** START INPUT ROWS **
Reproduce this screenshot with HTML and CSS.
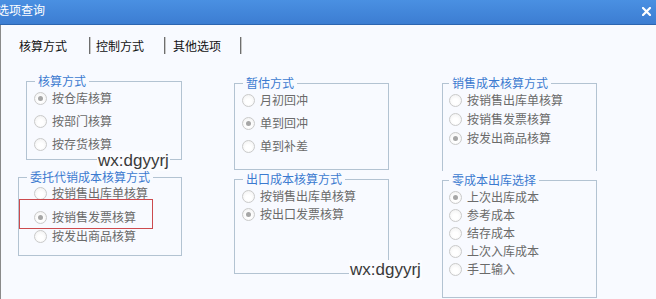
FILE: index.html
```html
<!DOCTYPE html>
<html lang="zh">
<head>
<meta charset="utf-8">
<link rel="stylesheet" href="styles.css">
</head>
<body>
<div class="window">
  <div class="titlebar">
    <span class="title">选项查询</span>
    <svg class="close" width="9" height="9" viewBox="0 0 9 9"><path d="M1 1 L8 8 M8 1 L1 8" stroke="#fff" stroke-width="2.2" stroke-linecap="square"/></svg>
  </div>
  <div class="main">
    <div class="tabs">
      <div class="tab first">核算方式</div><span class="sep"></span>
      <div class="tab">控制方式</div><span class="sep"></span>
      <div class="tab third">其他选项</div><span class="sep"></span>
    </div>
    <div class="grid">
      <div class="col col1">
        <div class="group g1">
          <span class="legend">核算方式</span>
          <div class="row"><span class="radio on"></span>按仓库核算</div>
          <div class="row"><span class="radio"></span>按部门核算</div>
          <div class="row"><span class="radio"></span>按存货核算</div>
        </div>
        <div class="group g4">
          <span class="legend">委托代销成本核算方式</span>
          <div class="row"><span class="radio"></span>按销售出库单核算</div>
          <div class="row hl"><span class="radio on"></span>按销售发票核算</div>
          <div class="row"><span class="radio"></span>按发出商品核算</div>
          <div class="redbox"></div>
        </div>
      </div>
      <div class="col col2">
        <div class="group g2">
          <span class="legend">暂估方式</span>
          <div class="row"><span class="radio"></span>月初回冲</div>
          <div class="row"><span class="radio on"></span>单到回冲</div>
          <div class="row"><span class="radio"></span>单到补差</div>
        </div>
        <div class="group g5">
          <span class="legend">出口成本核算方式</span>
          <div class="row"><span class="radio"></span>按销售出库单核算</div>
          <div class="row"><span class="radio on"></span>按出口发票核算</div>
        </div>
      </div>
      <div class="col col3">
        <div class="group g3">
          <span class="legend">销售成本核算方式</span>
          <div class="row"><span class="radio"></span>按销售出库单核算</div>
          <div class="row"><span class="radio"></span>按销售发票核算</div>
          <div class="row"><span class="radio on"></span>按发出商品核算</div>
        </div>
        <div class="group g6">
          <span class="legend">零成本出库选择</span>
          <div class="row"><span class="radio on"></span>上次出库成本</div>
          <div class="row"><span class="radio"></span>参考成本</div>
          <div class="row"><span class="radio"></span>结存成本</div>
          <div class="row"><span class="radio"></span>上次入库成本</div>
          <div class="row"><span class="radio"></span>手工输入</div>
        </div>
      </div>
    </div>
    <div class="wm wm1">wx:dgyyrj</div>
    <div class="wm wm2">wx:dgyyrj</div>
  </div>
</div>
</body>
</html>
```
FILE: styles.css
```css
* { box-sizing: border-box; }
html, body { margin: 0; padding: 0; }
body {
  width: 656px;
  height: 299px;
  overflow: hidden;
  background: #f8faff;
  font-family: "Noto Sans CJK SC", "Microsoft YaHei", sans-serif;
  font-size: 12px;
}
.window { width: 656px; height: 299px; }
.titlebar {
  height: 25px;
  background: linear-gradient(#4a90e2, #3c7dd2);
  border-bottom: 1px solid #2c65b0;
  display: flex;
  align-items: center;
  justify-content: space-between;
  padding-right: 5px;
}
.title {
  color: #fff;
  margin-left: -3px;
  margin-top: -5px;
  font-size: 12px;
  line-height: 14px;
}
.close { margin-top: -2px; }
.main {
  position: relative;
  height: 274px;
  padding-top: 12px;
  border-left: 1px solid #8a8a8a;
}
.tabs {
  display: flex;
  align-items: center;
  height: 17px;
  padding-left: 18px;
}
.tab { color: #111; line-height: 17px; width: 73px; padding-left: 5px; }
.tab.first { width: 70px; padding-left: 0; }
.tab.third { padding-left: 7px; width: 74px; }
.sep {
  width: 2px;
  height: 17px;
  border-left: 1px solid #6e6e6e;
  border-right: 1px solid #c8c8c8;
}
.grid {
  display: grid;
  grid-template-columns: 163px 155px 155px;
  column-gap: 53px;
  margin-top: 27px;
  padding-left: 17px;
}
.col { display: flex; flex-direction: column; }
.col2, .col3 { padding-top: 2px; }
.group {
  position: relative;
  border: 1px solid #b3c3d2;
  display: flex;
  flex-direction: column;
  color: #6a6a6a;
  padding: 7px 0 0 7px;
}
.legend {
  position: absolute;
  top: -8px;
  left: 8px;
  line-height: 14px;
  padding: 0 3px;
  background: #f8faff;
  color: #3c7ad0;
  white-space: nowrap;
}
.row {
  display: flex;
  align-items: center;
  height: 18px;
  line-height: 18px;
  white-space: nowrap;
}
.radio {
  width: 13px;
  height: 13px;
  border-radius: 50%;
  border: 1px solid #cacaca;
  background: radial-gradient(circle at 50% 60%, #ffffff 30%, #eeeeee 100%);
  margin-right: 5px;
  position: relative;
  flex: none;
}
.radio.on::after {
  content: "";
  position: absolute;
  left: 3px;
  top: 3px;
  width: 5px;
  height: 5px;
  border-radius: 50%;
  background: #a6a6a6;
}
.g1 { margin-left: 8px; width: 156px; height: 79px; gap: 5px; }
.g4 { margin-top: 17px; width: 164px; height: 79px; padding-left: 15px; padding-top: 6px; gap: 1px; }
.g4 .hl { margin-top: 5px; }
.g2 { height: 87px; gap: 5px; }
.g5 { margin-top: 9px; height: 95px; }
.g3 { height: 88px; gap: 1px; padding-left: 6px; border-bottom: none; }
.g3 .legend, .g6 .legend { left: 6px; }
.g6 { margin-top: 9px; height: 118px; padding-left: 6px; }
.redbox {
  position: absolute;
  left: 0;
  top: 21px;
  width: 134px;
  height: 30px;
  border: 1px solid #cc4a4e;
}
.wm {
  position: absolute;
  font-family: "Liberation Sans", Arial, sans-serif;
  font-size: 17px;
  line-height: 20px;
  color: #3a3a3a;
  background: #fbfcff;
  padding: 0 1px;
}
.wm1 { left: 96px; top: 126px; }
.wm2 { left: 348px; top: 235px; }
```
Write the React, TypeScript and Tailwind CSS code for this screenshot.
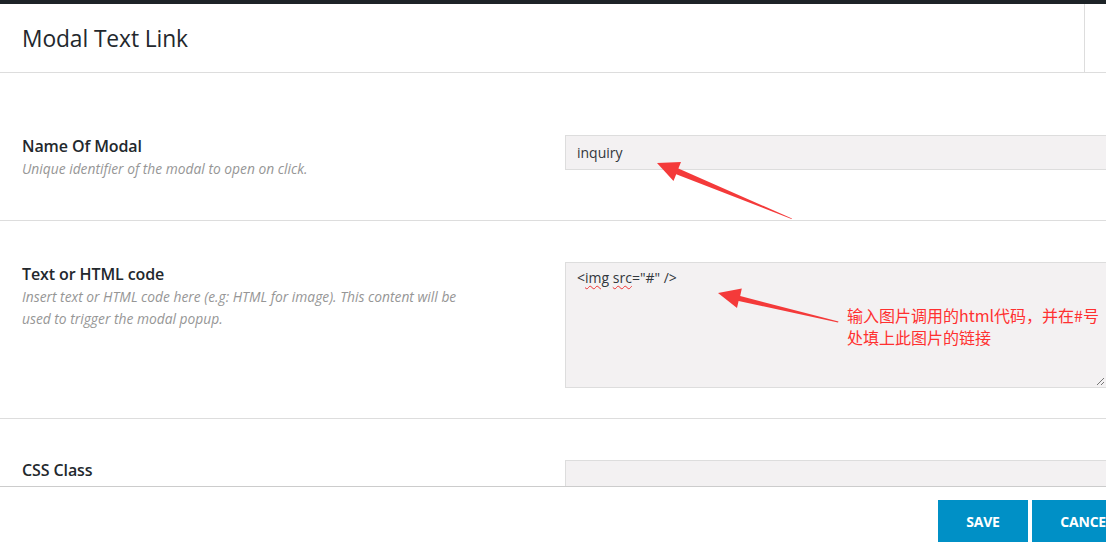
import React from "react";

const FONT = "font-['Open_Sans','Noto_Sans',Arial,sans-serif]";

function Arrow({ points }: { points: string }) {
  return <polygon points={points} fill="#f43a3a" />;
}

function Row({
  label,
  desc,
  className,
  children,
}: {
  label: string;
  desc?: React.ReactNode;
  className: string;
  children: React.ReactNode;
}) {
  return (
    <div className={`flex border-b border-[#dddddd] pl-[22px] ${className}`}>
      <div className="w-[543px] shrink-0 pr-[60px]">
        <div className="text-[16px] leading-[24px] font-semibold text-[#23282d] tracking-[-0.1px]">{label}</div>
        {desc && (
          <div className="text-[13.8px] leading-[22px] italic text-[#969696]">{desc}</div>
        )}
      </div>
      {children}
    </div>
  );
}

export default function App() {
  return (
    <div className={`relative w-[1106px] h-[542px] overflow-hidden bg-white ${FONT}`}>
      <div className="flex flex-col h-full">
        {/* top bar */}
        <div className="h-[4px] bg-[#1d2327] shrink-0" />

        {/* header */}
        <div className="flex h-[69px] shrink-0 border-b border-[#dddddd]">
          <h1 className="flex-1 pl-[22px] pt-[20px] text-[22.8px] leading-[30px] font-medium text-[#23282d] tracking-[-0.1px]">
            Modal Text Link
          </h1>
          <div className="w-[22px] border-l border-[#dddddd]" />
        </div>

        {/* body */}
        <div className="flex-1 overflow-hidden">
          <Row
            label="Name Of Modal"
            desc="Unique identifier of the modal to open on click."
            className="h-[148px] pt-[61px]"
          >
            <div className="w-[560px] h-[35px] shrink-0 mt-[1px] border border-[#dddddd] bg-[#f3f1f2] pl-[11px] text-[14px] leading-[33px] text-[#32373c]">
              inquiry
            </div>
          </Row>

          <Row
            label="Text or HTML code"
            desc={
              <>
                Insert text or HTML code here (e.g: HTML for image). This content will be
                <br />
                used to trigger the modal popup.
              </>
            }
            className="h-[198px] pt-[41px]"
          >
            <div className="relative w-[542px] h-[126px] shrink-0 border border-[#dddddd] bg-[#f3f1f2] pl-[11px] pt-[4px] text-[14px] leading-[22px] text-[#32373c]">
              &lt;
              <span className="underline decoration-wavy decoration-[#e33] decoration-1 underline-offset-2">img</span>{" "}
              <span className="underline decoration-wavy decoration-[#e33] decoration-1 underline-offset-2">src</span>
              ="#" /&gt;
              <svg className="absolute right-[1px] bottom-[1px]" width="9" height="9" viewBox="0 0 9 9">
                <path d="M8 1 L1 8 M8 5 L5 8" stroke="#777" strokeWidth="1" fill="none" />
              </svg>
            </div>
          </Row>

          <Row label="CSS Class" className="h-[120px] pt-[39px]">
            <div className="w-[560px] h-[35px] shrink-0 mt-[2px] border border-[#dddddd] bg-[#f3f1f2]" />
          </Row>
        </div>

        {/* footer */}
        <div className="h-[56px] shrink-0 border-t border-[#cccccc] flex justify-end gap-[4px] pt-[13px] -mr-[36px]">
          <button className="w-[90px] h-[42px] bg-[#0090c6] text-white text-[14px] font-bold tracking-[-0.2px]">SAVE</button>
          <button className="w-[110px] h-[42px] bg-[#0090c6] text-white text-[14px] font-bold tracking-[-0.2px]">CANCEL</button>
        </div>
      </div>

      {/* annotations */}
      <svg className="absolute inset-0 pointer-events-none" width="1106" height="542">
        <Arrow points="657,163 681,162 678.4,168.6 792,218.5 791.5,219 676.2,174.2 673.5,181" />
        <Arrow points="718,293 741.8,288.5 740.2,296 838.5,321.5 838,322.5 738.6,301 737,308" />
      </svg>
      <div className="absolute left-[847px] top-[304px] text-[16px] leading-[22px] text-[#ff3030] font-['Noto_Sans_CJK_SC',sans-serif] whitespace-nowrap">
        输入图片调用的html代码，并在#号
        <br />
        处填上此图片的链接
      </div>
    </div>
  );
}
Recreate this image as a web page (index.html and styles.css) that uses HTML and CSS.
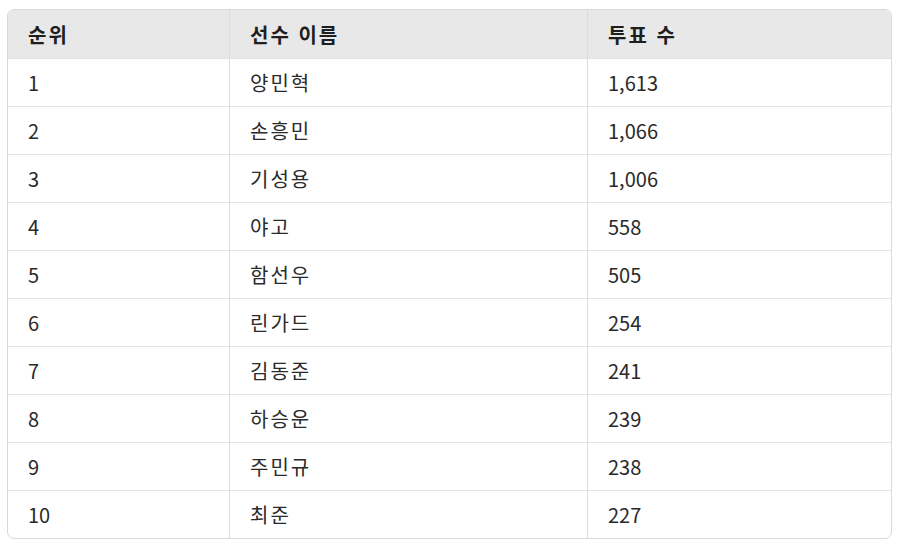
** END INPUT ROWS **
** WHAT YOU WILL DO **
Determine how many lines in the records contain "React", and reply with the number only.

** EXERCISE ANSWER **
4